Feminists believe that the patriarchal system divided males and females into the public and the private worlds. The public world of men invested them with the power to make decisions for themselves and for others. Women were relegated to the private world in which they had no power.

In 1675, William Blackstone solidified English common law in Commentaries on the Laws of England. Blackstone's work codified the concept of coverture, which controlled the lives of women in England and America for centuries. Femme sole provided a legal basis for limited rights for single women. Femme covert, on the other hand, stipulated that a married woman was “covered” by her husband, with no separate legal identity. Property that a woman owned before marriage or that she inherited afterward belonged to her husband, and he could do with it as he wished. Guardianship of children was also in the hands of fathers, who could will the guardianship of children away from their mothers. Women could not sue or be sued. They could not testify in court or serve on juries. They could not have bank accounts.

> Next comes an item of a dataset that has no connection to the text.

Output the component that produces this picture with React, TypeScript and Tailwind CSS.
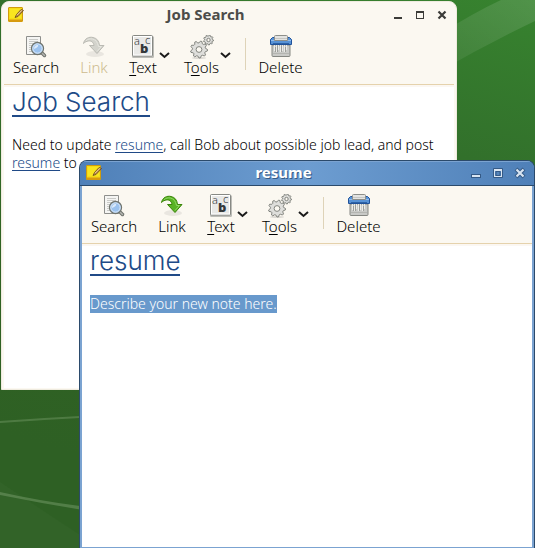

In many jurisdictions, a man had the right to “punish” his wife by beating her with a board as long as the size of the board was no thicker than his thumb. Hence, the “rule of thumb.” Divorce laws were unheard of, and women were forced to remain married to drunken, abusive, or absent husbands. Women had no control of their own bodies. They were legally bound to be receptive to their husband's sexual appetites. Knowledge of birth control was sketchy and generally illegal. Many women gave birth year after year until their bodies simply gave out. The bodies of female slaves were considered “property,” and female slaves were often raped. Slave children could be taken from their mothers and sold, never to be seen again.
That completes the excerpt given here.